Dataset content:
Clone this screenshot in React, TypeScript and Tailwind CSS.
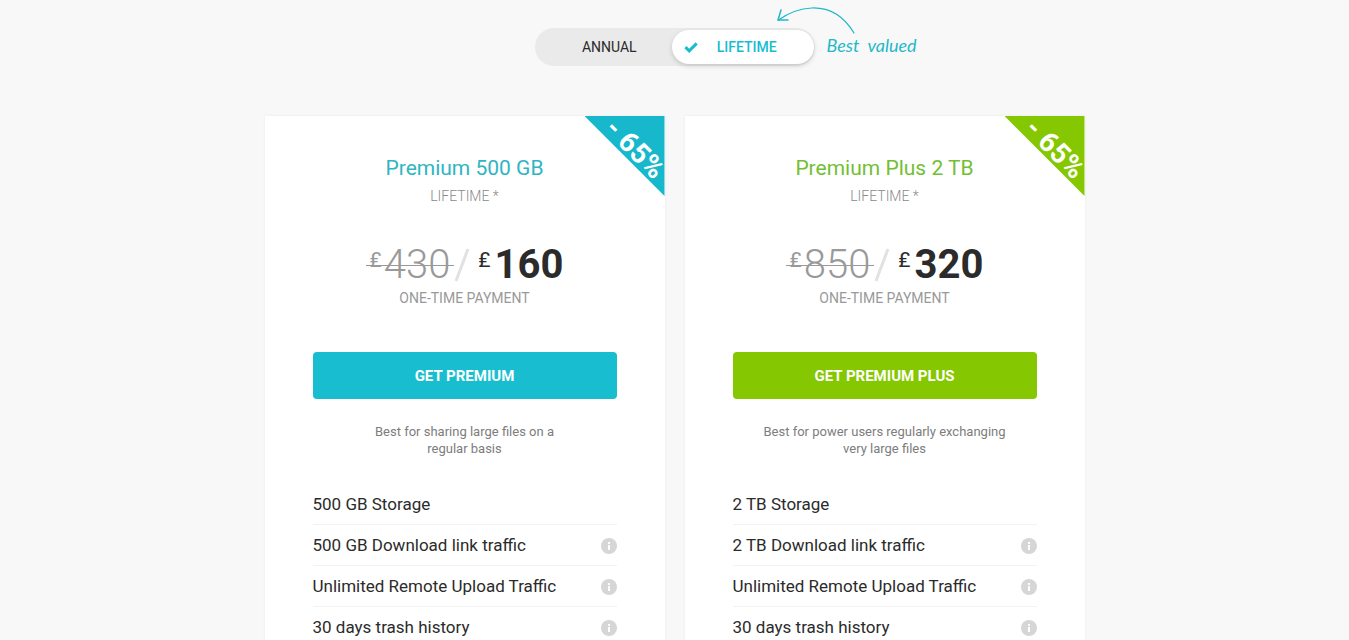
...
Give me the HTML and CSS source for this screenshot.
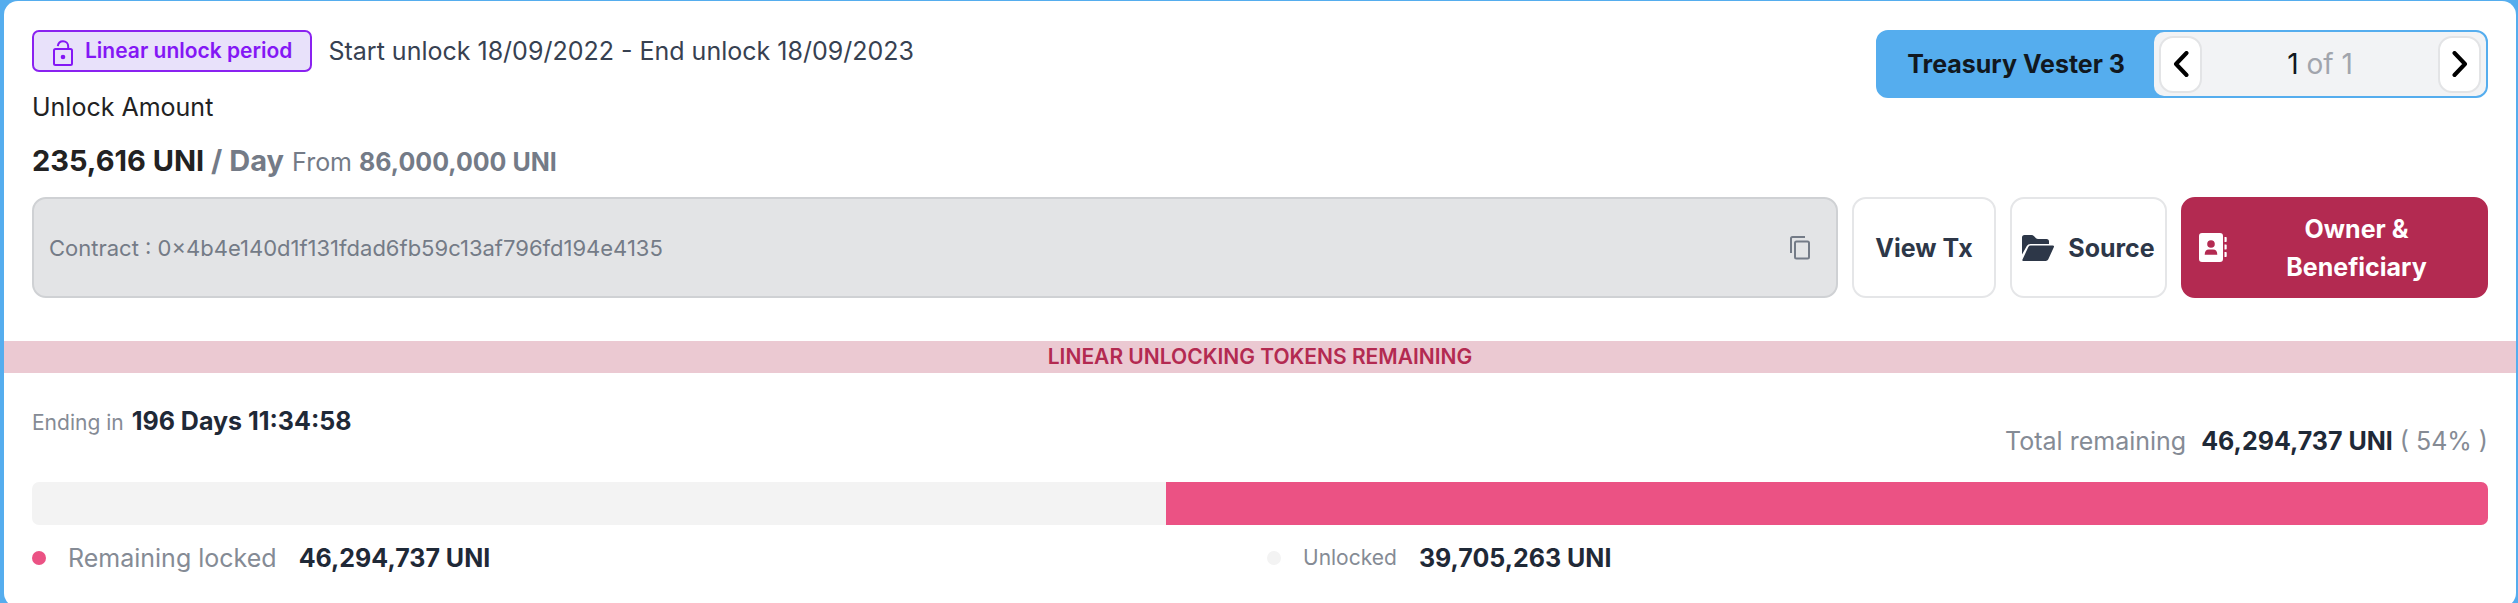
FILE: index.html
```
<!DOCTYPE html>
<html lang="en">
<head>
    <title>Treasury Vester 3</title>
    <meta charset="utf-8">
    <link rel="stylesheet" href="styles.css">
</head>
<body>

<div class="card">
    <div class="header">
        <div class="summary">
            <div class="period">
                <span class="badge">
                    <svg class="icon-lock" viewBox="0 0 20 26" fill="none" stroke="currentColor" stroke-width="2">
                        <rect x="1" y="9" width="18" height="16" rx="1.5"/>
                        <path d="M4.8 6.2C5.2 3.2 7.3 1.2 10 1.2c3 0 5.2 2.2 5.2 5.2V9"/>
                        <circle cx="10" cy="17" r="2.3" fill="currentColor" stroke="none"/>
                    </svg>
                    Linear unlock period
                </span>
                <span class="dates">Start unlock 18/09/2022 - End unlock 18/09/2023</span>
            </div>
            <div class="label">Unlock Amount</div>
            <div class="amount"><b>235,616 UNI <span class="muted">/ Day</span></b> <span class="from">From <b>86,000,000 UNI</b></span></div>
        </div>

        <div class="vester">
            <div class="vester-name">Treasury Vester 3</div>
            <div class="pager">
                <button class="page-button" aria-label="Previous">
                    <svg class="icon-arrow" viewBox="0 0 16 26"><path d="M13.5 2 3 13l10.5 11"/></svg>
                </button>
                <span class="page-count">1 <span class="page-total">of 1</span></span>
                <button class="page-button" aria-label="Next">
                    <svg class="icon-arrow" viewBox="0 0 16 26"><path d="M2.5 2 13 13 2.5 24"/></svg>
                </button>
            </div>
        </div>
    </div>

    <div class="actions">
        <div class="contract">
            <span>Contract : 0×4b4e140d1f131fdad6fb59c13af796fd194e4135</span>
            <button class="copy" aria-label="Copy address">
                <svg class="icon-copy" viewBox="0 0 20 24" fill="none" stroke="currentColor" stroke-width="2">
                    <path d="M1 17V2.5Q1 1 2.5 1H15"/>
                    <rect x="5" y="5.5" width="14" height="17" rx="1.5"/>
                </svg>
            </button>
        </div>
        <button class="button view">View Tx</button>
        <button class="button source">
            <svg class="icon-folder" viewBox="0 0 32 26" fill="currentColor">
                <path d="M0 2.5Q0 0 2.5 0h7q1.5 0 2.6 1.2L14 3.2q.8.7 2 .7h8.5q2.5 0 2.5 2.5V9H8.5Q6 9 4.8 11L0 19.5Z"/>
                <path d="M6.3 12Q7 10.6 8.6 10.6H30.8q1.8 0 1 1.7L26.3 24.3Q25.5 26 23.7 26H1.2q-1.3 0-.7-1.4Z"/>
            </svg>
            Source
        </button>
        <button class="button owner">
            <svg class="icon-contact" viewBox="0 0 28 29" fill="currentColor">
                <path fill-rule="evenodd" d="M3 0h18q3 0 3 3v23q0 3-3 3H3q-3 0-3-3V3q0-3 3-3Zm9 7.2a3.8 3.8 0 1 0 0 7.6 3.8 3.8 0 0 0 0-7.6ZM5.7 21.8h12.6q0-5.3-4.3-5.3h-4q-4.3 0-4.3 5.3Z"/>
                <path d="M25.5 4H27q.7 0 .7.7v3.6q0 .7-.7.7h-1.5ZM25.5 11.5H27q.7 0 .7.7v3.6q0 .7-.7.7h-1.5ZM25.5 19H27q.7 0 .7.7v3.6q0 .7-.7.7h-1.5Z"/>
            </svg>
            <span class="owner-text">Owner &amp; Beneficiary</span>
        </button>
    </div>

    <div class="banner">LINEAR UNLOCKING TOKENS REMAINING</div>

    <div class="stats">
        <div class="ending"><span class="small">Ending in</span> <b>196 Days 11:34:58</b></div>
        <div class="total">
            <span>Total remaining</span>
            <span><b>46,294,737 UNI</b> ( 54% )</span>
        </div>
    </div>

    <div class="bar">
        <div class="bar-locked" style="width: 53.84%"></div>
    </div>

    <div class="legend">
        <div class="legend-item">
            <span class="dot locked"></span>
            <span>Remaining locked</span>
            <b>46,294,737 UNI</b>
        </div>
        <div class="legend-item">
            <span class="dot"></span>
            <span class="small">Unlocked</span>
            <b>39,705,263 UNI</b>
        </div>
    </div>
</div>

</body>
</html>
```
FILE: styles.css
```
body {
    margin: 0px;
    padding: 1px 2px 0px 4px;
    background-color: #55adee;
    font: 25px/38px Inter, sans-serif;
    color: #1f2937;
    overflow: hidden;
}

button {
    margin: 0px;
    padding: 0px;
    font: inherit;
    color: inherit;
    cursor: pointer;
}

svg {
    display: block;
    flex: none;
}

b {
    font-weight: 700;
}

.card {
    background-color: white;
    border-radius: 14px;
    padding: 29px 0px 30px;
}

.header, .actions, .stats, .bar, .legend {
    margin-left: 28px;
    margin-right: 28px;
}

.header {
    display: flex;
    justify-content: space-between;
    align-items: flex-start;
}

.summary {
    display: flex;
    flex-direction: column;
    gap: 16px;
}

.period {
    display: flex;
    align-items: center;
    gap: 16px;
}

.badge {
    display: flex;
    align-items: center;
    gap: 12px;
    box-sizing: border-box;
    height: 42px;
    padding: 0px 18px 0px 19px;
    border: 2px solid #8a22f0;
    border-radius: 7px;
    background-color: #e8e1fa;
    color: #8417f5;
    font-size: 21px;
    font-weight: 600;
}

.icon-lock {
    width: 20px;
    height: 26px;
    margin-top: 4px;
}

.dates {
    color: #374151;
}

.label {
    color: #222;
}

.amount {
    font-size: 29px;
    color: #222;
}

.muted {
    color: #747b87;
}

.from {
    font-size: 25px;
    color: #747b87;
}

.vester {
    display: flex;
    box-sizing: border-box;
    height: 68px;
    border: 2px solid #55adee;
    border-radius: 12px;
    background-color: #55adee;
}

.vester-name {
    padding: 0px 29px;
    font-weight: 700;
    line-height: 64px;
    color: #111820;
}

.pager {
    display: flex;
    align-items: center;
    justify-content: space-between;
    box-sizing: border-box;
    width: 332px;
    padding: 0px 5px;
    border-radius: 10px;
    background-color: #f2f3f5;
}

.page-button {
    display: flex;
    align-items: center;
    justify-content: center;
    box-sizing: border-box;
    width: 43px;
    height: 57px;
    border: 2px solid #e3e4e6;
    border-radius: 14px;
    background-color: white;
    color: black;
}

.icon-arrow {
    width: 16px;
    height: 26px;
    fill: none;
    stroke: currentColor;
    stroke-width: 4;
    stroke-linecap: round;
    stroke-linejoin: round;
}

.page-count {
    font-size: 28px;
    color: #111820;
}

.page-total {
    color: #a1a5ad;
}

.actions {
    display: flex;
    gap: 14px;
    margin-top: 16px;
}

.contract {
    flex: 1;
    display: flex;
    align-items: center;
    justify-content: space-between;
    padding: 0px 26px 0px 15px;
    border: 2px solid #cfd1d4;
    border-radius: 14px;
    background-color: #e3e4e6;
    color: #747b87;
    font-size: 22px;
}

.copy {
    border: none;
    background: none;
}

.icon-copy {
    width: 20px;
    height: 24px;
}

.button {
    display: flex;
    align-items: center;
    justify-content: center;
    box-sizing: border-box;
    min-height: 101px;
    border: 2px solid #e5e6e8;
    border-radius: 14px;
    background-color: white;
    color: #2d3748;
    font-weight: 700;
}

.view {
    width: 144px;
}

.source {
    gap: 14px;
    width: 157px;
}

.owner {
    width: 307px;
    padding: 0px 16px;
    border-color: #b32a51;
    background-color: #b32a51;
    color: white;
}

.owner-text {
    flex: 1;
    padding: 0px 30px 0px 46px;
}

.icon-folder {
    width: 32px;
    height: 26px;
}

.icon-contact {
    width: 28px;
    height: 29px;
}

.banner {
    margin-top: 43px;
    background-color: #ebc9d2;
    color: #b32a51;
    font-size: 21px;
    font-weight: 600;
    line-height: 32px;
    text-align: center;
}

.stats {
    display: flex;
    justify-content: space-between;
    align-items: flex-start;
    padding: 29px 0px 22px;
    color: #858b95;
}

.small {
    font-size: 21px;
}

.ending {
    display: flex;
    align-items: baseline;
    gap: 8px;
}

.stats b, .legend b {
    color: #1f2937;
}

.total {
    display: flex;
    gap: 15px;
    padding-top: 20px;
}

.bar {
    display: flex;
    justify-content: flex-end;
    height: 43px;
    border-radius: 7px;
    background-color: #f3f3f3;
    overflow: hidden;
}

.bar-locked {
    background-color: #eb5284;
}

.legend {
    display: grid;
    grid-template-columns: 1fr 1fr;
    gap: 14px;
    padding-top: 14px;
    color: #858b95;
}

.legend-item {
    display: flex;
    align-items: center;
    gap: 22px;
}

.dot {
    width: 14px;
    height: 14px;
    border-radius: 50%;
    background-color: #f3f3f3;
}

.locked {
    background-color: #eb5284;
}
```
==
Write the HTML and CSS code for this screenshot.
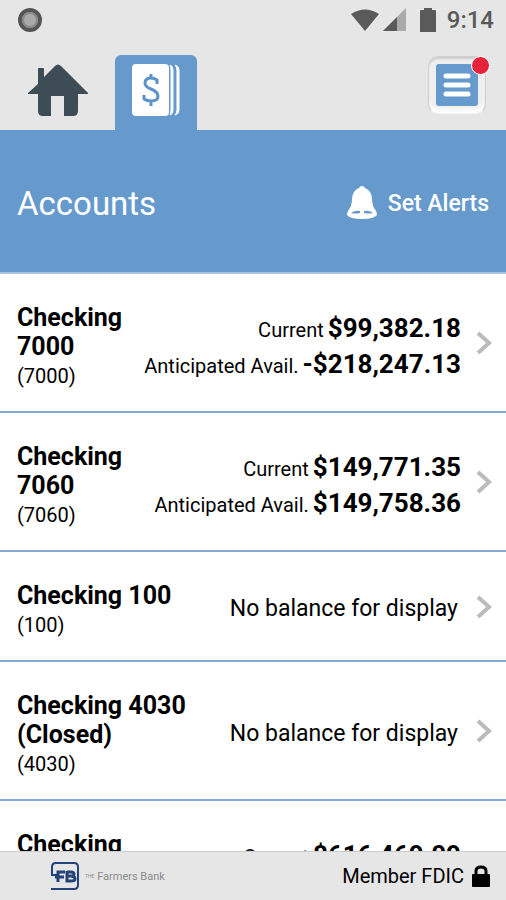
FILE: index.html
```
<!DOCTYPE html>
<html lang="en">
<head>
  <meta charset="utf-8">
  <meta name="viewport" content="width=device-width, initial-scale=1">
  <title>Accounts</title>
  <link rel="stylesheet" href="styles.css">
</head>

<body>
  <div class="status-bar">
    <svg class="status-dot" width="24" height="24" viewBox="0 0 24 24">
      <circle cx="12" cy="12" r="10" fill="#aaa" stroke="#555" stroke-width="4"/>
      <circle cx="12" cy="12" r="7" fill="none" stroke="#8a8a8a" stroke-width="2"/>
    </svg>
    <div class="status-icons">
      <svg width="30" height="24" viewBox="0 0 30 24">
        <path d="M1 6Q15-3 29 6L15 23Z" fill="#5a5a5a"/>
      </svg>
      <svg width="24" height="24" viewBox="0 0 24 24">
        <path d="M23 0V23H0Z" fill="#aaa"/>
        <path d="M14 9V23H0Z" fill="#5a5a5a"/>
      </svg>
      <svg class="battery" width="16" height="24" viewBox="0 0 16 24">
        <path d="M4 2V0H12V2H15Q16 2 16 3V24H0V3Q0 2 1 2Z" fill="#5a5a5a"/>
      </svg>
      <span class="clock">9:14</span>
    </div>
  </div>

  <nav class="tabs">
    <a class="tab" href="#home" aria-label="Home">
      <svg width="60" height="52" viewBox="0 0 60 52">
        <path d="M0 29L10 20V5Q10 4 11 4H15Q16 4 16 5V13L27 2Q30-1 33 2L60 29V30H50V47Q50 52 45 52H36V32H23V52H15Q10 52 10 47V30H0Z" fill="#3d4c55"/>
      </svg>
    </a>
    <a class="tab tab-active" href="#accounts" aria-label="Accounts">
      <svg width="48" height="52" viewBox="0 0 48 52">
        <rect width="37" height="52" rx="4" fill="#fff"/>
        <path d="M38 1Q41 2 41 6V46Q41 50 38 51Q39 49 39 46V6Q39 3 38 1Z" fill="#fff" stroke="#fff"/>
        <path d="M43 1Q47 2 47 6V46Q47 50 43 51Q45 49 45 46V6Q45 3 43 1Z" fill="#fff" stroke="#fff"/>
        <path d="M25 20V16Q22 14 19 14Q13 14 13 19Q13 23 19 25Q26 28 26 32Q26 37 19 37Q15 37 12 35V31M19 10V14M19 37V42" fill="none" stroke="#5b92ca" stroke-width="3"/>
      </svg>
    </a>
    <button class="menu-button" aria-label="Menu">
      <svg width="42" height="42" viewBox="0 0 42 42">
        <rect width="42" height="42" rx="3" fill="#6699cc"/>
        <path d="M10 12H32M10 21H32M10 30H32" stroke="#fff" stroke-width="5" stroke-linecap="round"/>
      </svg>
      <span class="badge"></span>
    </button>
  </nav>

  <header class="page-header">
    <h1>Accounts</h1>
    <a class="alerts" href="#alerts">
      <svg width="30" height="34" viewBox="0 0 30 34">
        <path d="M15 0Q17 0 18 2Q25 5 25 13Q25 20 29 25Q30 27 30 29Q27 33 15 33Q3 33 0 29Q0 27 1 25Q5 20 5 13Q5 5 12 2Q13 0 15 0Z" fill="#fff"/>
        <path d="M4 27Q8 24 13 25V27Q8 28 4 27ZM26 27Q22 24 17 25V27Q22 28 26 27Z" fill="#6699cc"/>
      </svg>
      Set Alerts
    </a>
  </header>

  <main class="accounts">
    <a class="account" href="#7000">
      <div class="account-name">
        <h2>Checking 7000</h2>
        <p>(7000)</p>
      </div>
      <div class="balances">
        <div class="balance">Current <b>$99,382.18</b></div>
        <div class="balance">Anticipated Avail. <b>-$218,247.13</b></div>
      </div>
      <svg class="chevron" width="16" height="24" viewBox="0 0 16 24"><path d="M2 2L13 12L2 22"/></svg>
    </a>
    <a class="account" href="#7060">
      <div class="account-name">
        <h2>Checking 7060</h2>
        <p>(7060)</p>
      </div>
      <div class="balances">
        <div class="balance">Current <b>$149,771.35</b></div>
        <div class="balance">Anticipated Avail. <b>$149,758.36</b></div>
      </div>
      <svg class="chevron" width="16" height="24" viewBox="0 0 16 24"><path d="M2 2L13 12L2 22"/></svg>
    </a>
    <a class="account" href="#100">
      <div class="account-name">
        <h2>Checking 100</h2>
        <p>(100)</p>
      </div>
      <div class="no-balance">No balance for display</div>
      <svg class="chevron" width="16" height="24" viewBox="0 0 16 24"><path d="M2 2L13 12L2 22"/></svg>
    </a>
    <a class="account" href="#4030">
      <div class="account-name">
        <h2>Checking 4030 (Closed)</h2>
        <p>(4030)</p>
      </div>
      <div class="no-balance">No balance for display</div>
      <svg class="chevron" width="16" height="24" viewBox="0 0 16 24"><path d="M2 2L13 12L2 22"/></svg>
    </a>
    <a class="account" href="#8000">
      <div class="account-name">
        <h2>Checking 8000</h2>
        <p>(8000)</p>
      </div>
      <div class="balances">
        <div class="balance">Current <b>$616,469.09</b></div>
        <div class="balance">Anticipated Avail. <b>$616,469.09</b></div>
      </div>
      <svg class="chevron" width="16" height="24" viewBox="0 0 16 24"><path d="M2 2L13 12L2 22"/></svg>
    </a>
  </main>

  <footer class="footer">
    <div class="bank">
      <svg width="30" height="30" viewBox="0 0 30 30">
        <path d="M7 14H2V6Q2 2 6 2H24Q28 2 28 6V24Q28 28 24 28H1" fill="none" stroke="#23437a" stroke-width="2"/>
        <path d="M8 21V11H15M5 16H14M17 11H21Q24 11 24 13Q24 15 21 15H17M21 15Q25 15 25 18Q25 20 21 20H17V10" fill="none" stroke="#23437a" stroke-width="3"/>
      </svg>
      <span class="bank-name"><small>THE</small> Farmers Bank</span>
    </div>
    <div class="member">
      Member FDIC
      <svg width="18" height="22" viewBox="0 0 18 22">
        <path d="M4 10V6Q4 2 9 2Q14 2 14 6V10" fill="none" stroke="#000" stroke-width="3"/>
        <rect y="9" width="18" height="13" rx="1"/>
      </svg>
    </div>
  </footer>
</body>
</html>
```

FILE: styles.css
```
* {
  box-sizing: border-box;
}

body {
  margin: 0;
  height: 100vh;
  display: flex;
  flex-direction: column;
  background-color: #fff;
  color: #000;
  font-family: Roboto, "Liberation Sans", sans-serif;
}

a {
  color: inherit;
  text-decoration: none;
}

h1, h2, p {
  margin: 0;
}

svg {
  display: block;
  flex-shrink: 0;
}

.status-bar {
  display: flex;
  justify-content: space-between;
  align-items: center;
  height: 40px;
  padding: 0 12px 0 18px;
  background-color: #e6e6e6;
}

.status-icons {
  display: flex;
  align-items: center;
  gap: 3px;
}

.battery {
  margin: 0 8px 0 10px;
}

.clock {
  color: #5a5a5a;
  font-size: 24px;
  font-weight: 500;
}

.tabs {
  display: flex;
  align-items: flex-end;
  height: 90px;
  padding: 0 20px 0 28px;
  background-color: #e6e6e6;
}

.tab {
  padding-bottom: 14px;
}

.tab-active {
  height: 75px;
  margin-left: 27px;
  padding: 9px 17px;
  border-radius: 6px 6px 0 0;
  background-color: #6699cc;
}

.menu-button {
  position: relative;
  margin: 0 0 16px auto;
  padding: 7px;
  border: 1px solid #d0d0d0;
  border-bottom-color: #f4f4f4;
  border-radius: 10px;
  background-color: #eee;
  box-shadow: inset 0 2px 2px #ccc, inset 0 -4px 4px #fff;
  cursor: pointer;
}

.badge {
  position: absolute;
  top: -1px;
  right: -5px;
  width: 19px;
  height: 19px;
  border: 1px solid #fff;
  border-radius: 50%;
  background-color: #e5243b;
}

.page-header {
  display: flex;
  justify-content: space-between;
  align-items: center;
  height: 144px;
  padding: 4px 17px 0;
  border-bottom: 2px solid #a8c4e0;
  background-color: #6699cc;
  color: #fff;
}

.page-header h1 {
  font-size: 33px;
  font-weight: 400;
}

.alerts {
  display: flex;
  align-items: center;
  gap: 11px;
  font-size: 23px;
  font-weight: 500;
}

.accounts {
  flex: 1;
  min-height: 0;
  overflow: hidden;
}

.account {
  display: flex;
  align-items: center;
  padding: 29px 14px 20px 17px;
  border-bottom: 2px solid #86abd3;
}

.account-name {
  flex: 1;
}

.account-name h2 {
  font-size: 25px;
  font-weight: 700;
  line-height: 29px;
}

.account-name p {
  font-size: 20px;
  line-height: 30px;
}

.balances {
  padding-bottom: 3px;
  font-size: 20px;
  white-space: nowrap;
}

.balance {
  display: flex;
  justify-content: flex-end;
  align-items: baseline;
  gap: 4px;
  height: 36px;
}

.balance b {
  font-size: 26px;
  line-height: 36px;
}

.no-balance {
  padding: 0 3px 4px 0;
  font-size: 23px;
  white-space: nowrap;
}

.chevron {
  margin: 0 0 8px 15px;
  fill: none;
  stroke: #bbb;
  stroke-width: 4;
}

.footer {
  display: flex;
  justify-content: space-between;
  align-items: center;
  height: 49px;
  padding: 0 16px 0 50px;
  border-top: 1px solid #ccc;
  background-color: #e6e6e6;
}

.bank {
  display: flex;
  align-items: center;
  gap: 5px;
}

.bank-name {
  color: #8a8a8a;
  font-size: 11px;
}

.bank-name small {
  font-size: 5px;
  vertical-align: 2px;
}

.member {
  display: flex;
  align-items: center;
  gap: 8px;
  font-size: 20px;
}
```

What needs to be done:
Each line that contains the word "this" counts toward the total; give only that total.

Reply:
3